***** INFORMATION SHOWN *****

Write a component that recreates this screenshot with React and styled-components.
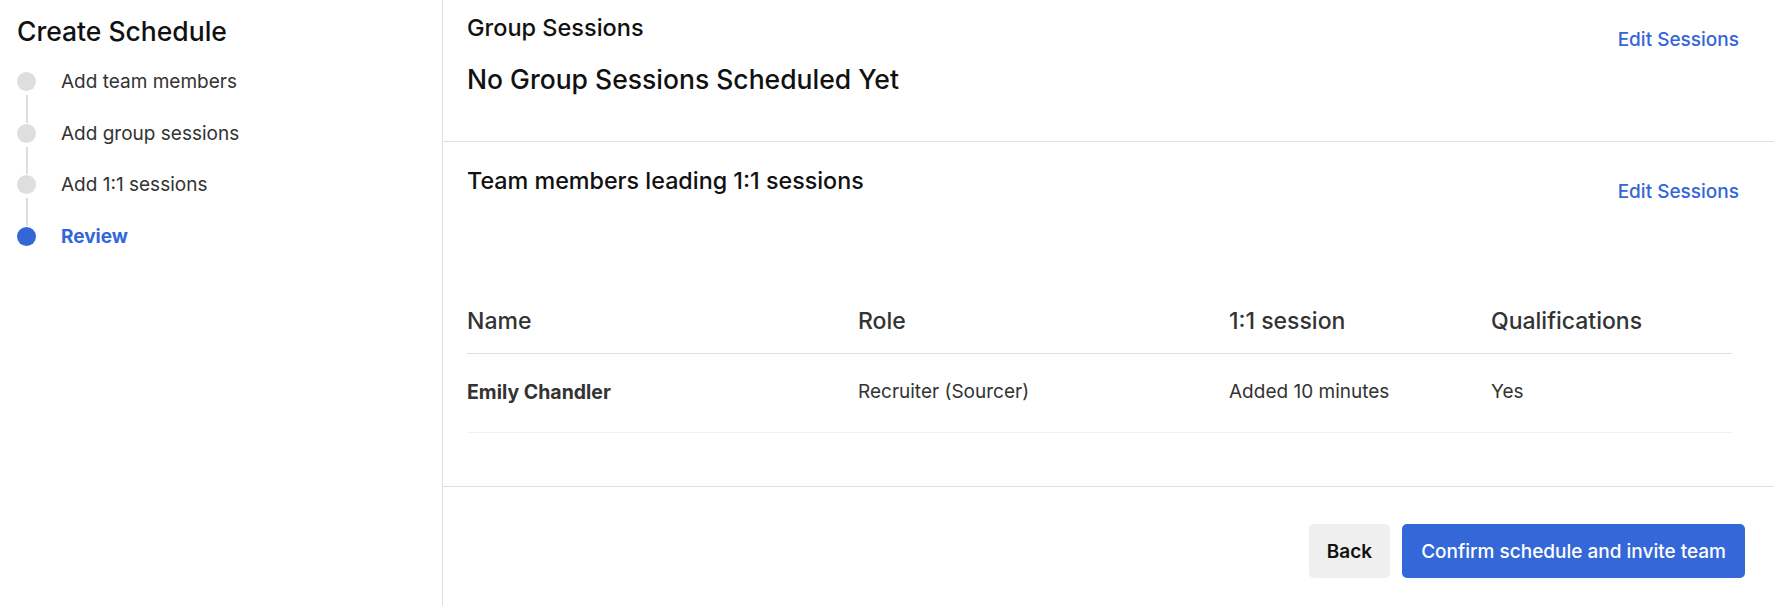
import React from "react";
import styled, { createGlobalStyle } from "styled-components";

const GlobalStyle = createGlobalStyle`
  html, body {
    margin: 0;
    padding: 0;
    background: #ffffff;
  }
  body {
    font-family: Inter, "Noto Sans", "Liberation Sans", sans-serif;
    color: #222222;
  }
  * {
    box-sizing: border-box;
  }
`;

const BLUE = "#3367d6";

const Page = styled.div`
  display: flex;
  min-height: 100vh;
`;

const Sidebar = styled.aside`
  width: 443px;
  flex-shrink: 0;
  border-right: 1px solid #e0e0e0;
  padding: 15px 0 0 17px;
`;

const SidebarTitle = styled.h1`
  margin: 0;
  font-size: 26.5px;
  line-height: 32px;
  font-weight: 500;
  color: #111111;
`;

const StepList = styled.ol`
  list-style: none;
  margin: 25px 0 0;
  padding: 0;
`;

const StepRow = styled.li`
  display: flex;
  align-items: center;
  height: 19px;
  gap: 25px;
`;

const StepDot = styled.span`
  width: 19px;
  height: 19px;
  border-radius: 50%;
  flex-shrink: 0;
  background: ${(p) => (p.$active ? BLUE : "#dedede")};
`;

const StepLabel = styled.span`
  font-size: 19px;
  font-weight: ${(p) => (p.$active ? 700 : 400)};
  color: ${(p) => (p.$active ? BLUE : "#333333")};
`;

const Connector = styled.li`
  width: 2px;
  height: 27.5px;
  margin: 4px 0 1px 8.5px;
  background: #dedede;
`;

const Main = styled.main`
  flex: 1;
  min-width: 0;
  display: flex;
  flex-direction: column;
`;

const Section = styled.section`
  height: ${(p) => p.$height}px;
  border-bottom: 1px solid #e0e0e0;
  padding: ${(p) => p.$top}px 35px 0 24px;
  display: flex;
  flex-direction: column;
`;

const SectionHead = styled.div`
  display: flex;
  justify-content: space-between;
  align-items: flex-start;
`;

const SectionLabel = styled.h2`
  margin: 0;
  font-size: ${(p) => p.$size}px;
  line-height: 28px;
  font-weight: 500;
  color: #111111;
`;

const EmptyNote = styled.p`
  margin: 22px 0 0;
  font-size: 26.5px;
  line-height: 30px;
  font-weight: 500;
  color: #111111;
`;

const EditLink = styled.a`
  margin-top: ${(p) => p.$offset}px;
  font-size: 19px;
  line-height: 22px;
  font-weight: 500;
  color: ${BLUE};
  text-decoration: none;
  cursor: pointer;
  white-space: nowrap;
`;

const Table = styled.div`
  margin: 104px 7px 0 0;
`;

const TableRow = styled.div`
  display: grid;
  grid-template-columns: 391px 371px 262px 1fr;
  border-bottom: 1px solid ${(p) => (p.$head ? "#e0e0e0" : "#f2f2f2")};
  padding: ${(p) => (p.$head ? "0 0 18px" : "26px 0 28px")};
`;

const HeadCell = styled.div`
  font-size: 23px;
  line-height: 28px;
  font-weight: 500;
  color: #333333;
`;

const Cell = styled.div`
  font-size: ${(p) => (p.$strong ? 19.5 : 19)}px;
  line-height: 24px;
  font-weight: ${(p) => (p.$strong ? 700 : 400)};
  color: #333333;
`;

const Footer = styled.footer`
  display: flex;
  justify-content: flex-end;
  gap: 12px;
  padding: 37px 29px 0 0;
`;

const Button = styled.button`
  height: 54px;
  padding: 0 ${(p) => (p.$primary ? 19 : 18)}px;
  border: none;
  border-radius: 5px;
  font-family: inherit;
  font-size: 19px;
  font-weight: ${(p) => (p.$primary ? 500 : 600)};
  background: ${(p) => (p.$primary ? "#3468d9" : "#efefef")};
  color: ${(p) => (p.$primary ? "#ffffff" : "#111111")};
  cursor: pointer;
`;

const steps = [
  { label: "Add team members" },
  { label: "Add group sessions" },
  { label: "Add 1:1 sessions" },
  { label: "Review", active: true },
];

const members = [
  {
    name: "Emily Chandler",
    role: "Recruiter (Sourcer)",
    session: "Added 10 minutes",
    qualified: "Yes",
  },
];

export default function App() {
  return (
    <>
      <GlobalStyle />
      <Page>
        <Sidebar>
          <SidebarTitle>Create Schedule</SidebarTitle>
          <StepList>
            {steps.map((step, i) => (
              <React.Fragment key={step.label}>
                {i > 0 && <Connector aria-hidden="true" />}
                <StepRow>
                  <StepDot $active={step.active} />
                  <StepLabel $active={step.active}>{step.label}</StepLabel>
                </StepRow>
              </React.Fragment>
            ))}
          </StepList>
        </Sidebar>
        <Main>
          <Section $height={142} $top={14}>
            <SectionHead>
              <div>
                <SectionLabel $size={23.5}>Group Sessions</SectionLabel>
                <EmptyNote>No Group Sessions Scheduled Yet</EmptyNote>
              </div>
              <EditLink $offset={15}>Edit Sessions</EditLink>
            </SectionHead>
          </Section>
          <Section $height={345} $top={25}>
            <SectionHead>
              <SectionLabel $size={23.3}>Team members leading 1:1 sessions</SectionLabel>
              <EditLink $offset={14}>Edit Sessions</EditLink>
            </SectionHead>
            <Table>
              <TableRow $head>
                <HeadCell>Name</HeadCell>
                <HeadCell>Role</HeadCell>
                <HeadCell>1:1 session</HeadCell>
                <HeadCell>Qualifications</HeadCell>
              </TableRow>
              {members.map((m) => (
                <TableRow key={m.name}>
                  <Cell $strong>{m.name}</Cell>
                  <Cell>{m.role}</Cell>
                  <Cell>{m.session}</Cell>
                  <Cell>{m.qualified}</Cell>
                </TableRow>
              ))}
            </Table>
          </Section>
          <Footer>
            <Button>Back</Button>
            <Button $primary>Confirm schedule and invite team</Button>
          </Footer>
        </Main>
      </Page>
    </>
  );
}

*****

THE EXERCISE
Copy the material above exactly and drop the pictures.

FINAL RESULT
Write a component that recreates this screenshot with React and styled-components.
import React from "react";
import styled, { createGlobalStyle } from "styled-components";

const GlobalStyle = createGlobalStyle`
  html, body {
    margin: 0;
    padding: 0;
    background: #ffffff;
  }
  body {
    font-family: Inter, "Noto Sans", "Liberation Sans", sans-serif;
    color: #222222;
  }
  * {
    box-sizing: border-box;
  }
`;

const BLUE = "#3367d6";

const Page = styled.div`
  display: flex;
  min-height: 100vh;
`;

const Sidebar = styled.aside`
  width: 443px;
  flex-shrink: 0;
  border-right: 1px solid #e0e0e0;
  padding: 15px 0 0 17px;
`;

const SidebarTitle = styled.h1`
  margin: 0;
  font-size: 26.5px;
  line-height: 32px;
  font-weight: 500;
  color: #111111;
`;

const StepList = styled.ol`
  list-style: none;
  margin: 25px 0 0;
  padding: 0;
`;

const StepRow = styled.li`
  display: flex;
  align-items: center;
  height: 19px;
  gap: 25px;
`;

const StepDot = styled.span`
  width: 19px;
  height: 19px;
  border-radius: 50%;
  flex-shrink: 0;
  background: ${(p) => (p.$active ? BLUE : "#dedede")};
`;

const StepLabel = styled.span`
  font-size: 19px;
  font-weight: ${(p) => (p.$active ? 700 : 400)};
  color: ${(p) => (p.$active ? BLUE : "#333333")};
`;

const Connector = styled.li`
  width: 2px;
  height: 27.5px;
  margin: 4px 0 1px 8.5px;
  background: #dedede;
`;

const Main = styled.main`
  flex: 1;
  min-width: 0;
  display: flex;
  flex-direction: column;
`;

const Section = styled.section`
  height: ${(p) => p.$height}px;
  border-bottom: 1px solid #e0e0e0;
  padding: ${(p) => p.$top}px 35px 0 24px;
  display: flex;
  flex-direction: column;
`;

const SectionHead = styled.div`
  display: flex;
  justify-content: space-between;
  align-items: flex-start;
`;

const SectionLabel = styled.h2`
  margin: 0;
  font-size: ${(p) => p.$size}px;
  line-height: 28px;
  font-weight: 500;
  color: #111111;
`;

const EmptyNote = styled.p`
  margin: 22px 0 0;
  font-size: 26.5px;
  line-height: 30px;
  font-weight: 500;
  color: #111111;
`;

const EditLink = styled.a`
  margin-top: ${(p) => p.$offset}px;
  font-size: 19px;
  line-height: 22px;
  font-weight: 500;
  color: ${BLUE};
  text-decoration: none;
  cursor: pointer;
  white-space: nowrap;
`;

const Table = styled.div`
  margin: 104px 7px 0 0;
`;

const TableRow = styled.div`
  display: grid;
  grid-template-columns: 391px 371px 262px 1fr;
  border-bottom: 1px solid ${(p) => (p.$head ? "#e0e0e0" : "#f2f2f2")};
  padding: ${(p) => (p.$head ? "0 0 18px" : "26px 0 28px")};
`;

const HeadCell = styled.div`
  font-size: 23px;
  line-height: 28px;
  font-weight: 500;
  color: #333333;
`;

const Cell = styled.div`
  font-size: ${(p) => (p.$strong ? 19.5 : 19)}px;
  line-height: 24px;
  font-weight: ${(p) => (p.$strong ? 700 : 400)};
  color: #333333;
`;

const Footer = styled.footer`
  display: flex;
  justify-content: flex-end;
  gap: 12px;
  padding: 37px 29px 0 0;
`;

const Button = styled.button`
  height: 54px;
  padding: 0 ${(p) => (p.$primary ? 19 : 18)}px;
  border: none;
  border-radius: 5px;
  font-family: inherit;
  font-size: 19px;
  font-weight: ${(p) => (p.$primary ? 500 : 600)};
  background: ${(p) => (p.$primary ? "#3468d9" : "#efefef")};
  color: ${(p) => (p.$primary ? "#ffffff" : "#111111")};
  cursor: pointer;
`;

const steps = [
  { label: "Add team members" },
  { label: "Add group sessions" },
  { label: "Add 1:1 sessions" },
  { label: "Review", active: true },
];

const members = [
  {
    name: "Emily Chandler",
    role: "Recruiter (Sourcer)",
    session: "Added 10 minutes",
    qualified: "Yes",
  },
];

export default function App() {
  return (
    <>
      <GlobalStyle />
      <Page>
        <Sidebar>
          <SidebarTitle>Create Schedule</SidebarTitle>
          <StepList>
            {steps.map((step, i) => (
              <React.Fragment key={step.label}>
                {i > 0 && <Connector aria-hidden="true" />}
                <StepRow>
                  <StepDot $active={step.active} />
                  <StepLabel $active={step.active}>{step.label}</StepLabel>
                </StepRow>
              </React.Fragment>
            ))}
          </StepList>
        </Sidebar>
        <Main>
          <Section $height={142} $top={14}>
            <SectionHead>
              <div>
                <SectionLabel $size={23.5}>Group Sessions</SectionLabel>
                <EmptyNote>No Group Sessions Scheduled Yet</EmptyNote>
              </div>
              <EditLink $offset={15}>Edit Sessions</EditLink>
            </SectionHead>
          </Section>
          <Section $height={345} $top={25}>
            <SectionHead>
              <SectionLabel $size={23.3}>Team members leading 1:1 sessions</SectionLabel>
              <EditLink $offset={14}>Edit Sessions</EditLink>
            </SectionHead>
            <Table>
              <TableRow $head>
                <HeadCell>Name</HeadCell>
                <HeadCell>Role</HeadCell>
                <HeadCell>1:1 session</HeadCell>
                <HeadCell>Qualifications</HeadCell>
              </TableRow>
              {members.map((m) => (
                <TableRow key={m.name}>
                  <Cell $strong>{m.name}</Cell>
                  <Cell>{m.role}</Cell>
                  <Cell>{m.session}</Cell>
                  <Cell>{m.qualified}</Cell>
                </TableRow>
              ))}
            </Table>
          </Section>
          <Footer>
            <Button>Back</Button>
            <Button $primary>Confirm schedule and invite team</Button>
          </Footer>
        </Main>
      </Page>
    </>
  );
}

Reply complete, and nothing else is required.